Analyse : C’est un film sensible, subtil et pudique que réalise Samuel Theis, après son beau Party Girl. C’est toujours dans la même zone géographique, l’est de la France, plus spécialement Forbach que le cinéaste situe son action avec une grande part d’autobiographie. Dans son film précédant c’était l’histoire de sa mère, entraîneuse de cabaret. Cette fois-ci c’est la naissance du désir chez un enfant issu d’un milieu défavorisé. « C’est mon histoire jusqu’à un certain point » nous dit le réalisateur. Johnny est un gamin de 10 ans qui détonne dans son milieu. Il est frêle, fragile, sensible, le visage délicat couronné de ses longs cheveux blonds bouclés, mais un air grave. Sa mère lui enjoint d’être plus viril, de se battre pour ne pas souffrir des autres. Elle ne comprend pas bien sa différence. Contrairement aux codes de son milieu social il aspire à une autre vie, faite de culture, de savoir. Il ne supporte plus la trivialité de ses proches. Sous son air d’angelot il a du répondant verbal et est très futé. L’ouverture de ce monde qui l’attire lui est donnée par son instituteur, homme doux, charismatique, disponible pour ses élèves. Il a compris le potentiel que représente cet enfant qui est devenu son chouchou. L’originalité du film est que si le désir entre adultes et enfants a été le plus souvent analysé de côté des adultes, cette fois c’est le contraire. A hauteur d’enfant, Theis filme la fascination de Johnny pour son instituteur qui l’ouvre à la culture ; attirance intellectuelle qui progressivement se transforme en amour et en désir charnel. L’éveil de la libido chez un préadolescent est un sujet délicat, périlleux, que le réalisateur traite avec sensibilité, dignité, intelligence et une infinie délicatesse. Aucune ambigüité malsaine. Le professeur réagit durement et de manière responsable aux avances du petit garçon. Aucun regard moral du réalisateur ni sur l’attitude de Johnny, ni sur sa mère dépassée par sa vie et par son rôle de mère, qui collectionne les amants et les verres de bière. Au contraire, il porte sur ce milieu social, qui semble avoir été le sien, un regard plein d’humanité. « J’ai tenté de retrouver ce que je ressentais à cet âge, insiste le réalisateur, sans apporter le jugement de l’adulte que je suis devenu » nous dit-il.

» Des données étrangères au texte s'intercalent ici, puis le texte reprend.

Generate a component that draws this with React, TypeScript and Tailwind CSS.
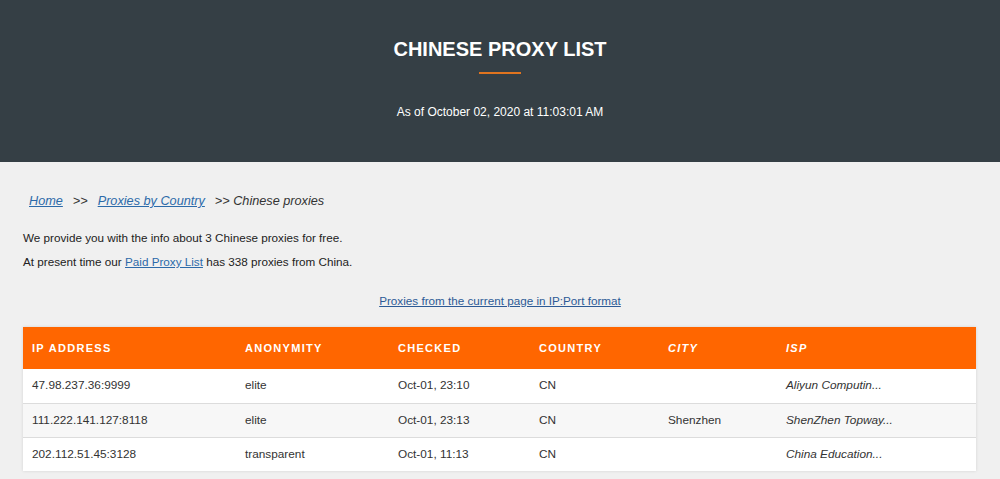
import React from 'react';

interface ProxyRow { ip: string; anon: string; checked: string; country: string; city: string; isp: string; }

const rows: ProxyRow[] = [
  { ip: '47.98.237.36:9999', anon: 'elite', checked: 'Oct-01, 23:10', country: 'CN', city: '', isp: 'Aliyun Computin...' },
  { ip: '111.222.141.127:8118', anon: 'elite', checked: 'Oct-01, 23:13', country: 'CN', city: 'Shenzhen', isp: 'ShenZhen Topway...' },
  { ip: '202.112.51.45:3128', anon: 'transparent', checked: 'Oct-01, 11:13', country: 'CN', city: '', isp: 'China Education...' },
];

const cols = 'grid grid-cols-[213px_153px_141px_129px_118px_1fr]';

export default function App() {
  return (
    <div className="min-h-[479px] bg-[#f0f0f0] font-['Liberation_Sans',Arial,sans-serif]">
      <header className="h-[162px] bg-[#353f45] flex flex-col items-center text-white">
        <h1 className="mt-[37px] text-[20px] font-bold leading-[24px]">CHINESE PROXY LIST</h1>
        <div className="mt-[11px] h-[2px] w-[42px] bg-[#e0741f]" />
        <p className="mt-[31px] text-[12px] leading-[14px]">As of October 02, 2020 at 11:03:01 AM</p>
      </header>

      <main className="px-[23px]">
        <nav className="pt-[31px] pl-[6px] text-[12.7px] italic text-[#333] leading-[16px] flex gap-[10px]">
          <a href="#" className="text-[#2c6aa9] underline">Home</a>
          <span>&gt;&gt;</span>
          <a href="#" className="text-[#2c6aa9] underline">Proxies by Country</a>
          <span>&gt;&gt; Chinese proxies</span>
        </nav>

        <div className="mt-[22px] text-[11.7px] text-[#222] leading-[14px] space-y-[10px]">
          <p>We provide you with the info about 3 Chinese proxies for free.</p>
          <p>At present time our <a href="#" className="text-[#2c6aa9] underline">Paid Proxy List</a> has 338 proxies from China.</p>
        </div>

        <p className="mt-[25px] text-center text-[11.7px] leading-[14px]">
          <a href="#" className="text-[#2c5a96] underline">Proxies from the current page in IP:Port format</a>
        </p>

        <div className="mt-[19px] w-[953px] bg-white shadow-[0_0_3px_rgba(0,0,0,0.12)]">
          <div className={`${cols} h-[42px] items-center bg-[#ff6600] text-white text-[11px] font-bold tracking-[1.3px] pl-[9px]`}>
            <span>IP ADDRESS</span>
            <span>ANONYMITY</span>
            <span>CHECKED</span>
            <span>COUNTRY</span>
            <span className="italic">CITY</span>
            <span className="italic">ISP</span>
          </div>
          {rows.map((r, i) => (
            <div
              key={r.ip}
              className={`${cols} h-[34px] items-center pl-[9px] text-[11.8px] text-[#333] ${i % 2 === 1 ? 'bg-[#f7f7f7]' : 'bg-white'} ${i > 0 ? 'border-t border-[#dcdcdc]' : ''}`}
            >
              <span>{r.ip}</span>
              <span>{r.anon}</span>
              <span>{r.checked}</span>
              <span>{r.country}</span>
              <span>{r.city}</span>
              <span className="italic">{r.isp}</span>
            </div>
          ))}
        </div>
      </main>
    </div>
  );
}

Pour plus de réalisme il a choisi essentiellement des acteurs non professionnels excepté l’instituteur (Antoine Reinartz, remarquable) et sa femmes (Izïa Higelin). Ils sont tous criants de vérité. Johnny est interprété avec un talent époustouflant par Aliocha Reinert dont c’est la première apparition à l’écran et qui porte le film en lui insufflant une sensibilité, une finesse, une émotion qui augurent une belle carrière. Il en est de même pour Melissa Olexa, parfaite dans le rôle de la mère, très juste de ton. 

Un magnifique film d’apprentissage de la vie, de l’amour déçu.